In the political memory of the American left, the Greens were indirectly guilty of contributing to the victory of George W. Bush in 2000, when the exploits of the Green candidate Ralph Nader (who got almost 3 million votes) marked the defeat of Al Gore. Since then, the left looks at the Green Party with suspicion, and they never again reached the 2.74 percent of the votes they got in 2000.

The Green candidate for the presidential elections in 2016, a party self-defined as an eco-socialist party, is the environmental activist and doctor Jill Stein, former candidate in 2012 (0.36 percent), together with Vice-President candidate activist Ajamu Baraka. In February 2015 (three months before Sanders officially launched his campaign), Stein declared that the old political system is collapsing, and it left a void. She called the 2016 elections her opportunity to fill it. The Greens present a Green New Deal, which calls for the complete conversion to renewable energy by 2030, new immigration and education laws, and health care reform, to be financed through the cut to defense spending.

According to the polls, they will get just below 3 percent in the 2016 presidential elections. Yet, considering the space for progressive politics and the general discontent towards bipartisanship, 3 percent is not an exceptional result. There are several reasons for such a weak result.
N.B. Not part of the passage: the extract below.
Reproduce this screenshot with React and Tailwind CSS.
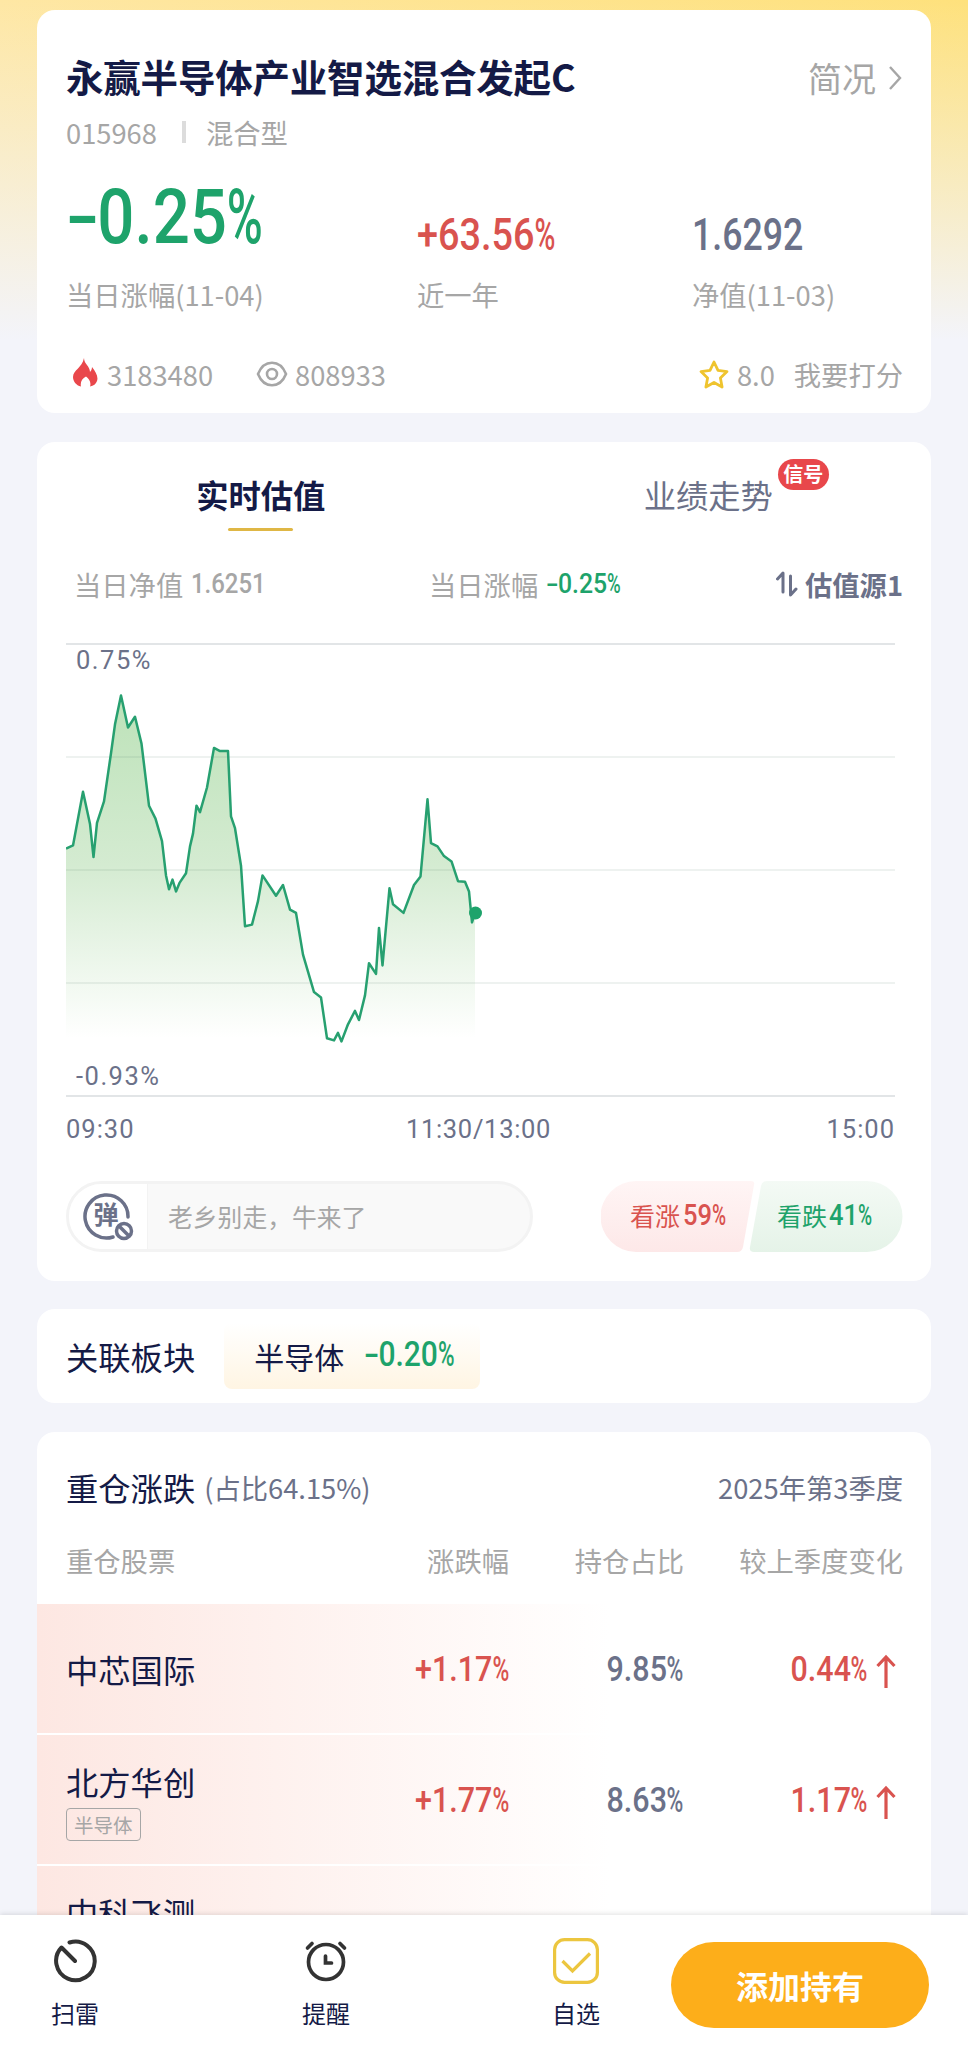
const line = [
  [0, 205.6], [7, 202.4], [17, 148.8], [24, 180.9], [27.5, 214.1], [31, 179.9], [38, 158.4], [45, 110.2], [49, 81.3],
  [55, 52.4], [62, 84.5], [69, 73.8], [75.5, 100.6], [83, 162.7], [89.5, 175.6], [96, 198.1], [100, 232.4],
  [103, 246.3], [106.5, 236.6], [110, 248.4], [113.5, 239.9], [120, 230.2], [124, 203.4], [127, 190.6],
  [130.5, 162.7], [134, 169.1], [141, 144.5], [148, 104.9], [154, 108.1], [162, 108.1], [165, 173.4], [169, 185.2],
  [175, 222.7], [179, 283.2], [186, 281.6], [192, 258.1], [196.5, 232.4], [210, 252.7], [217, 242], [224, 266.6],
  [230, 269.9], [237, 311.6], [248, 349.1], [255, 354.5], [261, 395.2], [268, 397.4], [272, 389.9], [275.5, 398.4],
  [282, 381.3], [289, 367.9], [293, 377], [299, 352.4], [303, 320.2], [310, 330.9], [313, 284.9], [316.5, 322.4],
  [323.5, 245.2], [327, 261.3], [337.5, 269.9], [348, 242], [354.5, 233.4], [361.5, 156.3], [365, 200.2],
  [371.5, 203.4], [378, 213.1], [385.5, 218.4], [392, 238.2], [399, 238.8], [403, 248.4], [406, 279.5], [409, 269.9],
];

const points = line.map(p => p.join(',')).join(' ');

const stocks = [
  { name: '中芯国际', change: '+1.17%', share: '9.85%', diff: '0.44%' },
  { name: '北方华创', tag: '半导体', change: '+1.77%', share: '8.63%', diff: '1.17%' },
  { name: '中科飞测' },
];

// condensed figures: wide minus sign, narrow percent sign
function Num({ className = '', children }) {
  const minus = children.startsWith('-');
  const percent = children.endsWith('%');
  return (
    <span className={`inline-block whitespace-nowrap font-['Roboto','Noto_Sans_CJK_SC',sans-serif] font-medium ${className}`}>
      {minus && <span className="mr-[0.14em] inline-block origin-left scale-x-150">-</span>}
      {children.slice(minus ? 1 : 0, percent ? -1 : undefined)}
      {percent && <span className="mr-[-0.18em] inline-block origin-left scale-x-75">%</span>}
    </span>
  );
}

function ArrowUp() {
  return (
    <svg width="20" height="34" viewBox="0 0 20 34" fill="none" stroke="#d9534f" strokeWidth="3.2">
      <path d="M10 34V3M1.500 12L10 3L18.500 12" />
    </svg>
  );
}

function Summary() {
  return (
    <section className="h-[403px] rounded-[18px] bg-white pt-[39px] pr-7 pl-[29px]">
      <div className="flex h-[58px] items-center justify-between">
        <h1 className="pb-1 text-[37.5px] font-bold tracking-[-0.2px] text-[#141a46]">永赢半导体产业智选混合发起C</h1>
        <div className="flex items-center gap-3 pb-px text-[34px] text-[#a6a6a6]">
          简况
          <svg width="15" height="26" viewBox="0 0 15 26" fill="none" stroke="currentColor" strokeWidth="2.4">
            <path d="M2 2l10 11L2 24" />
          </svg>
        </div>
      </div>
      <div className="flex h-[50px] items-center text-[27.3px] text-[#a6a6a6]">
        015968
        <span className="mr-5 ml-[25px] h-[22px] w-1 bg-[#dcdcdc]" />
        混合型
      </div>
      <div className="grid grid-cols-[351px_275px_1fr]">
        <div>
          <div className="flex h-[112px] items-end">
            <Num className="mb-[3px] origin-left scale-x-[0.86] text-[76px] leading-[98px] text-[#1ea36b]">-0.25%</Num>
          </div>
          <div className="text-[27.3px] leading-[50px] text-[#a6a6a6]">当日涨幅(11-04)</div>
        </div>
        <div>
          <div className="flex h-[112px] items-end">
            <Num className="origin-left scale-x-[0.87] text-[43.5px] leading-[66px] text-[#d9534f]">+63.56%</Num>
          </div>
          <div className="text-[27.3px] leading-[50px] text-[#a6a6a6]">近一年</div>
        </div>
        <div>
          <div className="flex h-[112px] items-end">
            <Num className="origin-left scale-x-[0.82] text-[43.5px] leading-[66px] text-[#6b7189]">1.6292</Num>
          </div>
          <div className="text-[27.3px] leading-[50px] text-[#a6a6a6]">净值(11-03)</div>
        </div>
      </div>
      <div className="mt-[35px] flex h-10 items-center text-[27.3px] text-[#a6a6a6]">
        <svg className="mr-[9px] mb-1 ml-[7px]" width="25" height="29" viewBox="0 0 25 29" fill="#e9474b">
          <path d="M11 0c0 6 6 8 6 14 1-1 2-3 2-5 4 5 6.500 10 5 14-1 3-3.500 5-7 5.500 1.500-4-1-8-4-10-4 2-6 6-5 10C3 27.500 0 23 0 19 0 12 9 10 11 0z" />
        </svg>
        <span>3183480</span>
        <svg className="mr-[7px] ml-[43px]" width="32" height="26" viewBox="0 0 32 26" fill="none" stroke="#a6a6a6" strokeWidth="2.6">
          <path d="M2 13C8-2 24-2 30 13C24 28 8 28 2 13z" />
          <circle cx="16" cy="13" r="5" />
        </svg>
        <span>808933</span>
        <svg className="mr-2 ml-auto" width="30" height="29" viewBox="0 0 30 29" fill="none" stroke="#efc42e" strokeWidth="2.8" strokeLinejoin="round">
          <path d="M15 2l4 8.400 9 1.200-6.600 6.300 1.700 9.100L15 22.500 6.900 27l1.700-9.100L2 11.600l9-1.200z" />
        </svg>
        <span>8.0</span>
        <span className="ml-[19px]">我要打分</span>
      </div>
    </section>
  );
}

function Chart() {
  return (
    <svg className="block" width="845" height="454" viewBox="0 0 845 454" fill="none">
      <defs>
        <linearGradient id="area" x1="0" y1="48" x2="0" y2="395" gradientUnits="userSpaceOnUse">
          <stop offset="0" stopColor="#bce2b8" />
          <stop offset="0.500" stopColor="#d4ebd1" />
          <stop offset="1" stopColor="#d4ebd1" stopOpacity="0" />
        </linearGradient>
      </defs>
      <polygon points={`0,395 ${points} 409,395`} fill="url(#area)" />
      <path d="M0 1H829M0 453H829" stroke="#e2e5e7" strokeWidth="2" />
      <path d="M0 114H829M0 227H829M0 340H829" stroke="#5a8070" strokeOpacity="0.1" strokeWidth="2" />
      <polyline points={points} stroke="#27a070" strokeWidth="2.500" strokeLinejoin="round" />
      <circle cx="409.500" cy="270" r="6.500" fill="#1ea36b" />
      <g fill="#6b7189" fontFamily="Roboto, sans-serif" fontSize="25.500" letterSpacing="1.500">
        <text x="10" y="26">0.75%</text>
        <text x="10" y="442">-0.93%</text>
      </g>
    </svg>
  );
}

function Valuation() {
  return (
    <section className="mt-[29px] h-[839px] rounded-[18px] bg-white pt-[22px] pr-7 pl-[29px]">
      <div className="grid h-[75px] grid-cols-2 text-[32.3px]">
        <div className="flex flex-col items-center pr-[29px]">
          <span className="leading-[60px] font-bold text-[#141a46]">实时估值</span>
          <span className="mt-[4px] h-[3px] w-[65px] shrink-0 rounded-full bg-[#dfb745]" />
        </div>
        <div className="flex justify-center pl-[29px] text-[#6b7189]">
          <div className="relative leading-[60px]">
            业绩走势
            <span className="absolute top-[-5px] left-[134px] h-[31px] w-[51px] rounded-full bg-[#e8474b] text-center text-[20px] leading-[30px] font-bold text-white">
              信号
            </span>
          </div>
        </div>
      </div>
      <div className="mt-[25px] flex h-10 items-center text-[27.3px] text-[#a6a6a6]">
        <div className="flex w-[363px] shrink-0 items-center pl-2">
          当日净值
          <Num className="ml-2 origin-left scale-x-[0.84] text-[28.5px]">1.6251</Num>
        </div>
        <div className="flex shrink-0 items-center">
          当日涨幅
          <Num className="ml-2 origin-left scale-x-[0.87] text-[28.5px] text-[#1ea36b]">-0.25%</Num>
        </div>
        <div className="ml-auto flex shrink-0 items-center gap-[7px] font-bold text-[#6b7189]">
          <svg width="22" height="28" viewBox="0 0 22 28" fill="none" stroke="currentColor" strokeWidth="3" strokeLinecap="round" strokeLinejoin="round">
            <path d="M1.500 9l5.500-6v19M14.500 6v19l5.500-6" />
          </svg>
          估值源1
        </div>
      </div>
      <div className="mt-[39px]">
        <Chart />
      </div>
      <div className="mt-[14px] flex h-9 w-[829px] items-center justify-between font-['Roboto',sans-serif] text-[25.5px] text-[#6b7189]">
        <span className="tracking-[1px]">09:30</span>
        <span className="mr-1 tracking-[0.7px]">11:30/13:00</span>
        <span className="tracking-[1px]">15:00</span>
      </div>
      <div className="mt-[34px] flex h-[71px] justify-between">
        <div className="flex w-[467px] overflow-hidden rounded-full border-[3px] border-[#f3f3f3] bg-[#f9f9f9]">
          <div className="flex w-[79px] items-center justify-center border-r border-[#f3f3f3] bg-white">
            <svg width="52" height="48" viewBox="0 0 52 48" fill="none" stroke="#6b7189" strokeWidth="3.500">
              <path d="M46 24A21.500 21.500 0 1 0 31 44" strokeLinecap="round" />
              <text x="24" y="31" textAnchor="middle" fill="#6b7189" stroke="none" fontSize="25" fontWeight="700" fontFamily="Noto Sans CJK SC">弹</text>
              <circle cx="42" cy="38" r="7.500" fill="#fff" />
              <path d="M37 33l10 10" />
            </svg>
          </div>
          <span className="pl-5 text-[24.8px] leading-[65px] text-[#a6a6a6]">老乡别走，牛来了</span>
        </div>
        <div className="relative flex w-[302px]">
          <svg className="absolute inset-0" width="302" height="71" viewBox="0 0 302 71">
            <defs>
              <linearGradient id="up" x1="0" y1="0" x2="0" y2="1">
                <stop offset="0" stopColor="#fff5f5" />
                <stop offset="1" stopColor="#fde8e8" />
              </linearGradient>
              <linearGradient id="down" x1="0" y1="0" x2="0" y2="1">
                <stop offset="0" stopColor="#f4faf5" />
                <stop offset="1" stopColor="#e5f3e8" />
              </linearGradient>
            </defs>
            <path d="M35 0H150Q154 0 153 4L142 66Q141 71 136 71H35A35.500 35.500 0 0 1 35 0z" fill="url(#up)" />
            <path d="M166 0H266A35.500 35.500 0 0 1 266 71H153Q148 71 149 66L160 5Q161 0 166 0z" fill="url(#down)" />
          </svg>
          <div className="relative flex h-[70px] items-center pl-[29px] text-[25px] text-[#d9534f]">
            看涨<Num className="mb-px ml-[3px] origin-left scale-x-[0.88] text-[29px]">59%</Num>
          </div>
          <div className="absolute left-[176px] flex h-[70px] items-center text-[25px] text-[#1ea36b]">
            看跌<Num className="mb-px ml-[2px] origin-left scale-x-[0.88] text-[29px]">41%</Num>
          </div>
        </div>
      </div>
    </section>
  );
}

function Sector() {
  return (
    <section className="mt-7 flex h-[94px] items-center rounded-[18px] bg-white px-[29px] text-[#141a46]">
      <span className="pt-px text-[32.3px]">关联板块</span>
      <div className="ml-[29px] flex h-[66px] w-[256px] items-center rounded-lg bg-gradient-to-b from-white to-[#fff5e3] pl-[30px] text-[30px]">
        半导体
        <Num className="mb-[3px] ml-5 origin-left scale-x-[0.87] text-[34.5px] text-[#1ea36b]">-0.20%</Num>
      </div>
    </section>
  );
}

function Holdings() {
  return (
    <section className="mt-[29px] h-[600px] rounded-t-[18px] bg-white pt-[30px]">
      <div className="flex h-[50px] items-center pr-7 pl-[29px] text-[27.3px] text-[#6b7189]">
        <span className="text-[32.3px] text-[#141a46]">重仓涨跌</span>
        <span className="ml-[9px]">(占比64.15%)</span>
        <span className="ml-auto">2025年第3季度</span>
      </div>
      <div className="mt-[25px] grid h-[46px] grid-cols-[1fr_175px_175px_219px] items-center pr-7 pl-[29px] text-right text-[27.3px] text-[#a6a6a6]">
        <span className="text-left">重仓股票</span>
        <span>涨跌幅</span>
        <span>持仓占比</span>
        <span>较上季度变化</span>
      </div>
      <div className="mt-[21px]">
        {stocks.map(s => (
          <div
            key={s.name}
            className="mb-[2px] grid h-[129px] grid-cols-[1fr_175px_175px_219px] items-center bg-gradient-to-r from-[#fde7e2] to-white to-[64%] pr-7 pl-[29px] text-right"
          >
            <div className={`flex flex-col items-start ${s.change ? '' : 'self-start pt-[23px]'}`}>
              <span className="text-[32.3px] leading-[46px] text-[#141a46]">{s.name}</span>
              {s.tag && (
                <span className="mt-1 rounded border border-[#a6a6a6] px-[7px] text-[19.5px] leading-[31px] text-[#a6a6a6]">{s.tag}</span>
              )}
            </div>
            {s.change && (
              <>
                <div className="pt-1">
                  <Num className="origin-right scale-x-[0.87] text-[35px] text-[#d9534f]">{s.change}</Num>
                </div>
                <div className="pt-1">
                  <Num className="origin-right scale-x-[0.87] text-[35px] text-[#6b7189]">{s.share}</Num>
                </div>
                <div className="flex items-center justify-end gap-2 pt-1 pr-[7px]">
                  <Num className="origin-right scale-x-[0.87] text-[35px] text-[#d9534f]">{s.diff}</Num>
                  <ArrowUp />
                </div>
              </>
            )}
          </div>
        ))}
      </div>
    </section>
  );
}

function TabBar() {
  return (
    <nav className="relative flex h-[139px] shrink-0 bg-white text-[24px] text-[#141a46] shadow-[0_-1px_5px_rgba(0,0,0,0.12)]">
      <div className="flex w-[150px] flex-col items-center gap-[11px] pt-[23px]">
        <svg width="46" height="46" viewBox="0 0 46 46" fill="none" stroke="#333" strokeWidth="4" strokeLinecap="round">
          <path d="M17.500 4.500A19.300 19.300 0 1 1 9.500 9.500L23 23" strokeLinejoin="round" />
        </svg>
        <span className="leading-9">扫雷</span>
      </div>
      <div className="flex w-[352px] flex-col items-center gap-[11px] pt-[23px]">
        <svg width="46" height="46" viewBox="0 0 46 46" fill="none" stroke="#333" strokeWidth="3.700" strokeLinecap="round">
          <circle cx="23" cy="24" r="17.500" />
          <path d="M22.500 18v7h6M4.500 10l4.500-4.500M41.500 10L37 5.500" />
        </svg>
        <span className="leading-9">提醒</span>
      </div>
      <div className="flex w-[148px] flex-col items-center gap-[11px] pt-[23px]">
        <svg width="46" height="46" viewBox="0 0 46 46" fill="none" stroke="#ecc63f" strokeWidth="3.200">
          <rect x="1.600" y="1.600" width="42.800" height="42.800" rx="10" />
          <path d="M9.500 23l10 10L37 15.500" />
        </svg>
        <span className="leading-9">自选</span>
      </div>
      <button className="mt-[27px] ml-[21px] h-[86px] w-[258px] rounded-full bg-[#fdae1a] text-[32px] font-bold text-white">添加持有</button>
    </nav>
  );
}

export default function App() {
  return (
    <div className="flex h-[2054px] w-[968px] flex-col overflow-hidden bg-[#f3f4fa] font-['Noto_Sans_CJK_SC',sans-serif]">
      <main className="h-[1915px] shrink-0 overflow-hidden bg-[linear-gradient(to_bottom,rgba(243,244,250,0),#f3f4fa_340px),linear-gradient(to_right,#fee7a4,#fee17c)] px-[37px] pt-[10px]">
        <Summary />
        <Valuation />
        <Sector />
        <Holdings />
      </main>
      <TabBar />
    </div>
  );
}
Stein stresses the almost non-existent media coverage, caused by her choice of running a low cost campaign and the censorship of the mass media, who, on the other hand, are giving some attention to the other minority candidate, libertarian Gary Johnson.

But there’s more. First, the Green Party does not have a solid demographic settlement, it is hardly present at intermediate institutional levels and it does not enjoy good press (The Washington Post has called its program “a fairy tale”) nor a lot of credibility in public opinion, which often labels the Green positions as extravagant or “conspiracies.” Second, in the first-past-the-post American bipartisan system, voting for a third party is traditionally penalized — which gives space to the blackmail of the “useful vote” — and the decision to set up a third pole to the presidential elections does not reward.

There is a strategic reason that explains the relative success of Sanders’ candidacy and Stein’s difficulties: Sanders has exploited the opportunity for visibility to a job within the Democratic Party and has now decided to stake everything on the local and state representatives, realizing that it is not possible now for the left to win a presidential race.

So there is a fundamental incompatibility between the Sanders movement, on the one hand, and the Green Party on the other: the first has grown within the anti-politics and abstentionism, it is recognized by the left populism and has a majority vocation. The Greens, however, have a story of being the party under 1 percent, a minority vocation and an electorate historically white, educated and potentially wealthy.

In the United States of identity politics, a group of people from different origin, ethnicity and social class gathered around the old white Vermont senator. Some of these people — individuals and organizations like Socialist Alternative — will vote for Jill Stein. But the vast majority will march towards abstention, to Clinton and some, not too surprisingly, will vote for Johnson or even Trump. The political revolution will not pass by the White House, at least for now.